The Minnis administration argued the need for a repeal of the 2016 act, stating that the legislation stood in the way of investment prospects for Freeport.

However, the repeal bill was still listed on the Order Paper of the House of Assembly just prior to Parliament’s dissolution in August, meaning it was never passed.

Days before last month’s general election, Progressive Liberal Party (PLP) Deputy Leader Chester Cooper said the party would, “reinstate and enforce the Grand Bahama Incentive Act to make the Grand Bahama Port Authority (GBPA) more accountable”.

“We plan to partner with all of the stakeholders to promote Grand Bahama and find the right development partners”, Cooper added.

The administration’s speech from the throne is not only silent on the enforcement of the 2016 act, but on the Davis-led government’s position regarding the GBPA, and what observers view as the need for reform for Freeport’s regulator.

Moreover, while bolstering the maritime and industrial sectors would bode well for Freeport’s economy, more details are needed on the administration’s plans to grow the economies of east and west Grand Bahama, the former having been nearly decimated by Hurricane Dorian, and the latter languishing in protracted need of sustainable economic development.

When the administration announced in its speech a plan to amend the Fiscal Responsibility Act “to strengthen the independence of the Fiscal Responsibility Council”, it was a foreshadowing of legislation to grant the Parliament its independence from the executive branch of government.

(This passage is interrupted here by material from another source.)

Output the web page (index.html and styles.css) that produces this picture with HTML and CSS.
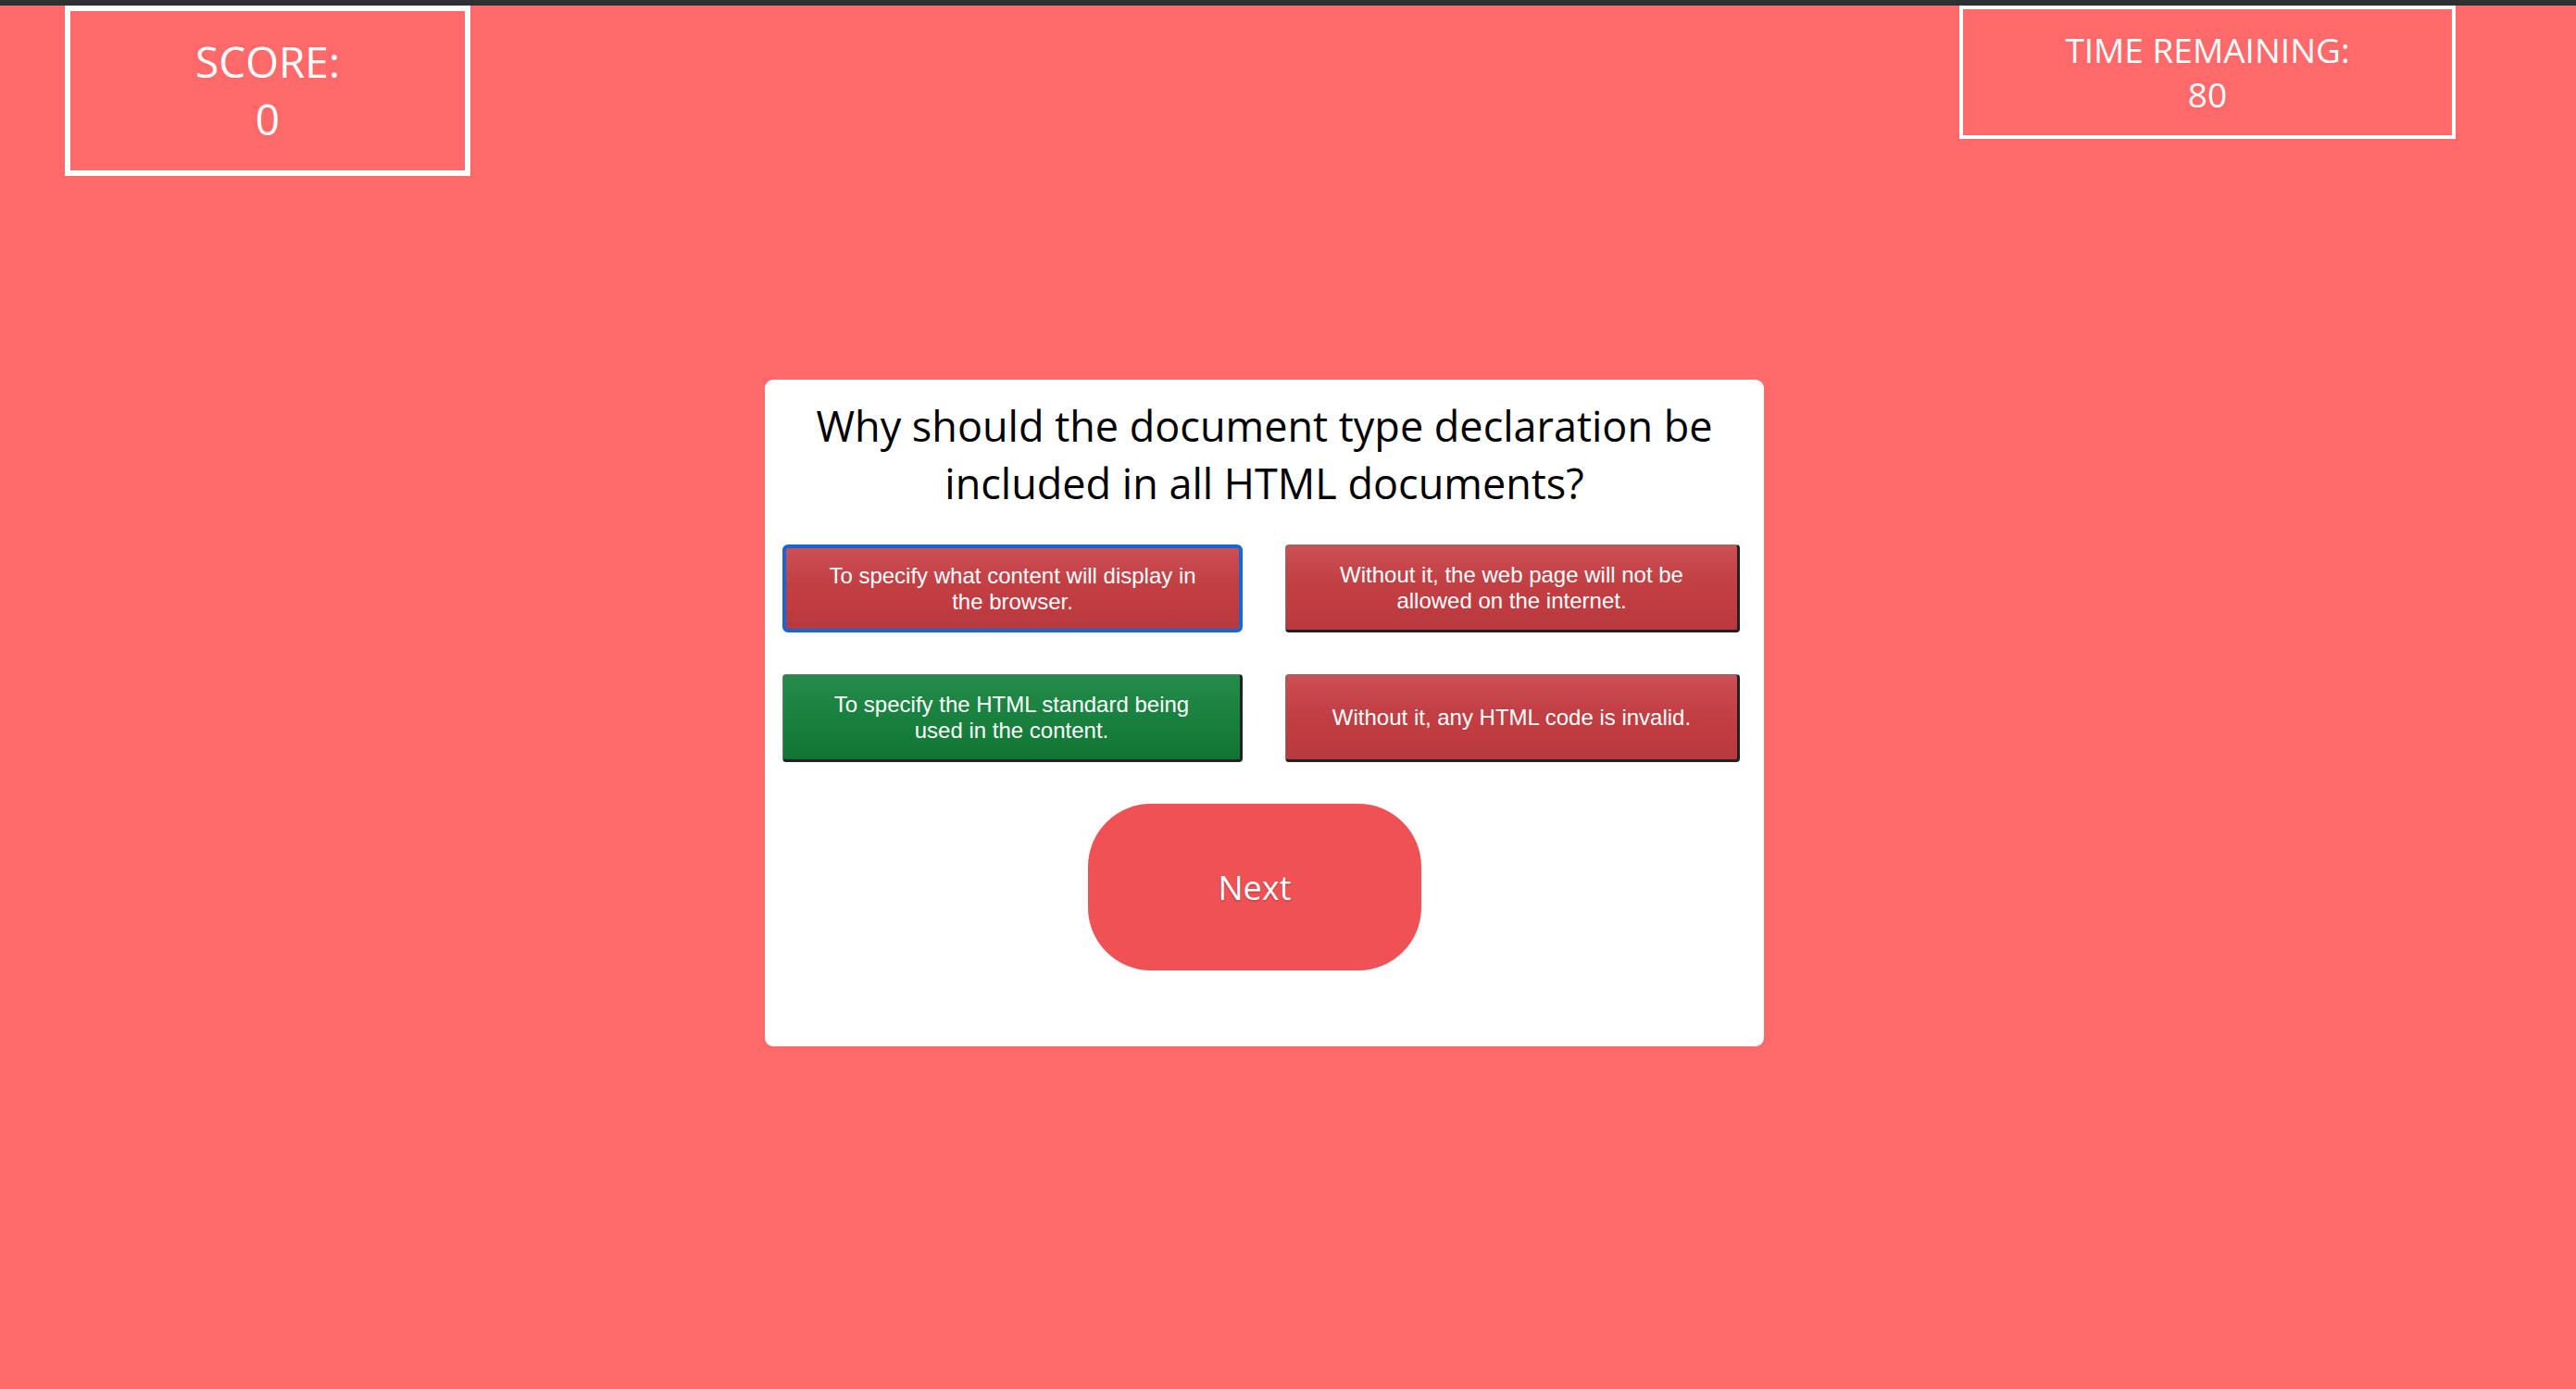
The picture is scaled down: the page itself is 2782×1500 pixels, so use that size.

The Fiscal Responsibility Council — whose members are appointed on the advice of the House Speaker and which is mandated by the act to oversee government’s adherence to fiscal rules — is in the same position regarding its independence as is the Parliament, in that both have the secretary to the Cabinet as their accounting officer.

This means that both bodies are under the administrative control of the same branch of government they are mandated to hold accountable — an untenable state of affairs that can be addressed by an act of Parliament to put the legislature in administrative control of its affairs.

The administration’s intention to strengthen the council’s independence, meantime, suggests it takes seriously the intention of the fiscal responsibility legislation, which is a positive signal of how it may approach its management of the country’s finances.

The government pledges to “transform The Bahamas Department of Correctional Services into a rehabilitative institution in alignment with its mandate”.

This is a pledge spanning successive administrations, and is one of a number of legislative agenda items in whose fulfillment other pledges have hope of success.

The Davis administration pledges to create a national “Second-Chance” jobs program that allows those who have served prison time to enter the job market, further pledging to expunge the records of young people convicted of minor marijuana offenses as part of the program.

Productively re-entering society after serving time in prison not only hinges on the ability of offenders to secure gainful employment, but on the experience of prisoners while incarcerated.

Poor conditions and traumatic encounters prisoners endure can so damage their psyche that without adequate mental help, they could potentially become more of a danger to themselves and others than was the case prior to incarceration.

This is why the details regarding the administration’s plans to transform the country’s prison into a rehabilitative institution are so important, and it is in the national interest that those details are made known, together with how such plans will be resourced.